Héctor “Güero” Méndez is a key rival to the Barrera family and a tragic figure in his own right. He begins as the protégé of Don Pedro Áviles but betrays him to join Tío’s new Federación, demonstrating the cycle of betrayal that defines the narco world. Güero’s character is driven by two forces: ambition and his obsessive love for Pilar Talavera. This love is his ultimate undoing. After Adán masterminds the gruesome murder of Pilar and their children, Güero’s motivation shifts entirely to vengeance, leading him into a bloody and ultimately fatal war with the Barreras.

John Hobbs and Sal Scachi

These two characters represent the institutional corruption at the heart of the American government’s foreign policy and the hypocrisy of the War on Drugs. John Hobbs, a high-ranking CIA official, is the cold-warrior mastermind behind covert operations like Cerberus and Red Mist. Sal Scachi, his operative, is the ruthless ex-Special Forces soldier who executes the plans on the ground. Together, they embody the cynical philosophy that the ends justify the means, willingly partnering with drug traffickers like the Barreras to fund anti-communist movements in Latin America. They are static, flat characters who serve to illustrate how American foreign policy is a key perpetrator of the violence and chaos it publicly condemns.
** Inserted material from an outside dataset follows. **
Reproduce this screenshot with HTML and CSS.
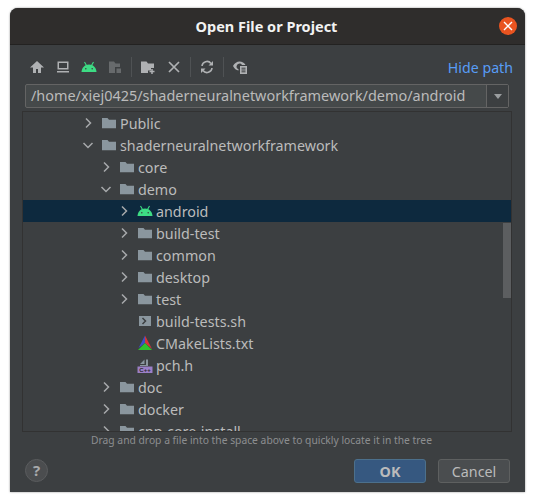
FILE: index.html
```html
<!DOCTYPE html>
<html lang="en">
<head>
  <meta charset="UTF-8">
  <title>Open File or Project</title>
  <link rel="stylesheet" href="styles.css">
</head>
<body>
  <svg class="defs" width="0" height="0">
    <symbol id="folder" viewBox="0 0 16 16"><path d="M1 3h5.500L8 4.700h7V13.300H1z" fill="#8a969e"/></symbol>
    <symbol id="closed" viewBox="0 0 16 16"><path d="M6 3.500 10.500 8 6 12.500" fill="none" stroke="#a7a9ab" stroke-width="1.500"/></symbol>
    <symbol id="open" viewBox="0 0 16 16"><path d="M3.500 6 8 10.500 12.500 6" fill="none" stroke="#a7a9ab" stroke-width="1.500"/></symbol>
    <symbol id="android" viewBox="0 0 16 16"><path d="M0.500 13C0.800 8.800 3.600 5.500 8 5.500s7.200 3.300 7.500 7.500z" fill="#3ddc84"/><path d="M3.500 3 5.500 6.500M12.500 3l-2 3.500" stroke="#3ddc84" stroke-width="1.100"/><circle cx="4.800" cy="9.800" r=".8" fill="#3c3f41"/><circle cx="11.200" cy="9.800" r=".8" fill="#3c3f41"/></symbol>
  </svg>

  <div class="window">
    <header class="titlebar">
      <h1>Open File or Project</h1>
      <span class="close">
        <svg width="10" height="10" viewBox="0 0 10 10"><path d="M1 1l8 8M9 1l-8 8" stroke="#fff" stroke-width="1.400"/></svg>
      </span>
    </header>

    <div class="content">
      <div class="toolbar">
        <span class="tool"><svg width="16" height="16" viewBox="0 0 16 16"><path d="M8 2 1 8.500H4V14h3v-4h2v4h3V8.500h3z" fill="#afb1b3"/></svg></span>
        <span class="tool"><svg width="16" height="16" viewBox="0 0 16 16"><path d="M2.500 2.500h11v8h-11zM4 4v5h8V4zM2 12h12v1.500H2z" fill="#afb1b3" fill-rule="evenodd"/></svg></span>
        <span class="tool"><svg width="16" height="16"><use href="#android"/></svg></span>
        <span class="tool"><svg width="16" height="16" viewBox="0 0 16 16"><path d="M2 2.500h5L8.500 4.500H13V8H8v6H2z" fill="#676a6c"/><path d="M9.500 9.500H14V14H9.500z" fill="#676a6c"/></svg></span>
        <span class="sep"></span>
        <span class="tool"><svg width="16" height="16" viewBox="0 0 16 16"><path d="M1 2.500h5.500L8 4.500h6V9h-3v2.500H8V14H1z" fill="#afb1b3"/><path d="M12 10v5M9.500 12.500h5" stroke="#afb1b3" stroke-width="1.500"/></svg></span>
        <span class="tool"><svg width="16" height="16" viewBox="0 0 16 16"><path d="M3 3l10 10M13 3 3 13" stroke="#afb1b3" stroke-width="1.700"/></svg></span>
        <span class="sep"></span>
        <span class="tool"><svg width="16" height="16" viewBox="0 0 16 16"><path d="M3 7a5 5 0 0 1 9-2.500M13 9a5 5 0 0 1-9 2.500" fill="none" stroke="#afb1b3" stroke-width="1.600"/><path d="M14 2v4.500H9.500zM2 14V9.500h4.500z" fill="#afb1b3"/></svg></span>
        <span class="sep"></span>
        <span class="tool"><svg width="16" height="16" viewBox="0 0 16 16"><path d="M1 7c1.500-3 4-4.500 6.500-4.500S12.500 4 13.500 6H10a3 3 0 0 0-5.500 1.500c0 1.300.8 2.300 2 2.700V11.500C4.300 11.300 2.300 9.700 1 7z" fill="#afb1b3"/><path d="M8 7h7v8H8z" fill="#afb1b3"/><path d="M9.500 9.200h4M9.500 11h4M9.500 12.800h4" stroke="#3c3f41"/></svg></span>
        <a class="hide-path">Hide path</a>
      </div>

      <div class="path-box">
        <span class="path-text">/home/xiej0425/shaderneuralnetworkframework/demo/android</span>
        <span class="path-arrow"></span>
      </div>

      <div class="tree">
        <div class="row d0"><svg class="chev"><use href="#closed"/></svg><svg class="ico"><use href="#folder"/></svg>Public</div>
        <div class="row d0"><svg class="chev"><use href="#open"/></svg><svg class="ico"><use href="#folder"/></svg>shaderneuralnetworkframework</div>
        <div class="row d1"><svg class="chev"><use href="#closed"/></svg><svg class="ico"><use href="#folder"/></svg>core</div>
        <div class="row d1"><svg class="chev"><use href="#open"/></svg><svg class="ico"><use href="#folder"/></svg>demo</div>
        <div class="row d2 selected"><svg class="chev"><use href="#closed"/></svg><svg class="ico"><use href="#android"/></svg>android</div>
        <div class="row d2"><svg class="chev"><use href="#closed"/></svg><svg class="ico"><use href="#folder"/></svg>build-test</div>
        <div class="row d2"><svg class="chev"><use href="#closed"/></svg><svg class="ico"><use href="#folder"/></svg>common</div>
        <div class="row d2"><svg class="chev"><use href="#closed"/></svg><svg class="ico"><use href="#folder"/></svg>desktop</div>
        <div class="row d2"><svg class="chev"><use href="#closed"/></svg><svg class="ico"><use href="#folder"/></svg>test</div>
        <div class="row d2"><span class="chev"></span><svg class="ico" viewBox="0 0 16 16"><path d="M2 3h12v10H2z" fill="#8a969e"/><path d="M5.500 5 8.500 8 5.500 11" fill="none" stroke="#3c3f41" stroke-width="1.500"/></svg>build-tests.sh</div>
        <div class="row d2"><span class="chev"></span><svg class="ico" viewBox="0 0 16 16"><path d="M8 0.500 1.500 13 8 8z" fill="#3f4fc4"/><path d="M8 0.500 15 14 8 8z" fill="#d8343a"/><path d="M8 8 1 15h14z" fill="#2fc02f"/></svg>CMakeLists.txt</div>
        <div class="row d2"><span class="chev"></span><svg class="ico" viewBox="0 0 16 16"><path d="M3 7 7.500 2.500V7zM3 8h6V2.500h2V9H3z" fill="#8a969e"/><path d="M0.500 9.500h15v6.500H0.500z" fill="#9b7fc7"/><text class="cpp" x="8" y="14.800" text-anchor="middle">C++</text></svg>pch.h</div>
        <div class="row d1"><svg class="chev"><use href="#closed"/></svg><svg class="ico"><use href="#folder"/></svg>doc</div>
        <div class="row d1"><svg class="chev"><use href="#closed"/></svg><svg class="ico"><use href="#folder"/></svg>docker</div>
        <div class="row d1"><svg class="chev"><use href="#closed"/></svg><svg class="ico"><use href="#folder"/></svg>cpp-core-install</div>
        <div class="scrollbar"></div>
      </div>

      <p class="hint">Drag and drop a file into the space above to quickly locate it in the tree</p>

      <footer class="actions">
        <span class="help">?</span>
        <button class="btn primary" type="button">OK</button>
        <button class="btn" type="button">Cancel</button>
      </footer>
    </div>
  </div>
</body>
</html>
```

FILE: styles.css
```css
* {
  box-sizing: border-box;
  margin: 0;
  padding: 0;
}

body {
  width: 535px;
  height: 502px;
  padding: 8px 10px 10px;
  background: #fff;
  font-family: "Noto Sans", sans-serif;
  color: #bbbbbb;
  overflow: hidden;
}

.defs {
  display: block;
  height: 0;
}

.window {
  height: 484px;
  display: flex;
  flex-direction: column;
  border-radius: 8px 8px 0 0;
  background: #3c3f41;
  box-shadow: 0 0 2px rgba(0, 0, 0, 0.5);
  overflow: hidden;
}

.titlebar {
  height: 37px;
  flex: none;
  display: flex;
  align-items: center;
  justify-content: center;
  position: relative;
  background: #2f2d2c;
  border-bottom: 1px solid #232221;
}

.titlebar h1 {
  font-size: 14.5px;
  font-weight: 700;
  color: #f2f2f2;
  padding-right: 2px;
}

.close {
  position: absolute;
  right: 8px;
  top: 9px;
  width: 18px;
  height: 18px;
  border-radius: 50%;
  background: #e95420;
  display: flex;
  align-items: center;
  justify-content: center;
}

.content {
  flex: 1;
  display: flex;
  flex-direction: column;
  padding: 0 13px 0 12px;
}

.toolbar {
  height: 39px;
  flex: none;
  padding: 5px 0 0 2px;
  display: flex;
  align-items: center;
  margin-right: -1px;
}

.tool {
  width: 26px;
  height: 20px;
  display: flex;
  align-items: center;
  justify-content: center;
}

.sep {
  width: 1px;
  height: 20px;
  margin: 0 3px;
  background: #4f5254;
}

.hide-path {
  margin-left: auto;
  font-size: 14.2px;
  color: #589df6;
}

.path-box {
  height: 24px;
  flex: none;
  margin: 0 3px;
  display: flex;
  background: #45494a;
  border: 1px solid #646464;
  border-radius: 2px;
}

.path-text {
  flex: 1;
  padding-left: 5px;
  font-size: 14.43px;
  line-height: 21px;
  white-space: nowrap;
}

.path-arrow {
  width: 22px;
  flex: none;
  background: #3c3f41;
  border-left: 1px solid #646464;
  position: relative;
}

.path-arrow::after {
  content: "";
  position: absolute;
  left: 7px;
  top: 9px;
  border-left: 4px solid transparent;
  border-right: 4px solid transparent;
  border-top: 5px solid #9a9d9f;
}

.tree {
  height: 321px;
  flex: none;
  margin-top: 3px;
  position: relative;
  border: 1px solid #323232;
  overflow: hidden;
}

.row {
  height: 22px;
  display: flex;
  align-items: center;
  font-size: 14.3px;
  white-space: nowrap;
}

.d0 { padding-left: 57px; }
.d1 { padding-left: 75px; }
.d2 { padding-left: 93px; }

.selected {
  background: #0d293e;
}

.chev {
  width: 16px;
  height: 16px;
  flex: none;
  margin-right: 5px;
}

.ico {
  width: 16px;
  height: 16px;
  flex: none;
  margin-right: 3px;
}

.cpp {
  font-family: "Liberation Sans", sans-serif;
  font-size: 6px;
  font-weight: 700;
  fill: #2b2b2b;
}

.scrollbar {
  position: absolute;
  right: 0;
  top: 111px;
  width: 8px;
  height: 75px;
  background: #5c5e60;
}

.hint {
  height: 17px;
  flex: none;
  padding-right: 11px;
  text-align: center;
  font-size: 10.3px;
  line-height: 17px;
  color: #8c8e90;
}

.actions {
  flex: 1;
  display: flex;
  align-items: flex-start;
  padding-top: 10px;
  padding-right: 2px;
  gap: 12px;
}

.help {
  width: 23px;
  height: 23px;
  margin-left: 3px;
  margin-right: auto;
  border-radius: 50%;
  background: #4b4d4f;
  border: 1px solid #5a5c5e;
  text-align: center;
  font-size: 15px;
  font-weight: 700;
  line-height: 20px;
  color: #a8aaac;
}

.btn {
  width: 72px;
  height: 24px;
  font-family: inherit;
  font-size: 14.3px;
  color: #bbbbbb;
  background: #4a4d4f;
  border: 1px solid #5e6060;
  border-radius: 3px;
}

.primary {
  font-weight: 700;
  background: #365880;
  border-color: #4c708c;
}
```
Jimmy “Peaches” Piccone and O-Bop

Representing the American street-level endpoint of the global drug trade, Jimmy “Peaches” Piccone and Stevie “O-Bop” O’Leary serve as catalysts for Sean Callan’s journey. O-Bop’s outrage over a friend’s murder incites Callan’s first killing, while Peaches’s ambition to deal cocaine connects the New York Mafia to the Mexican cartels. Peaches is a classic, reckless mobster whose greed outweighs his judgment, while O-Bop remains a follower, content with the gangster life Callan seeks to escape. They are flat characters who illustrate the brutal, insular world of organized crime.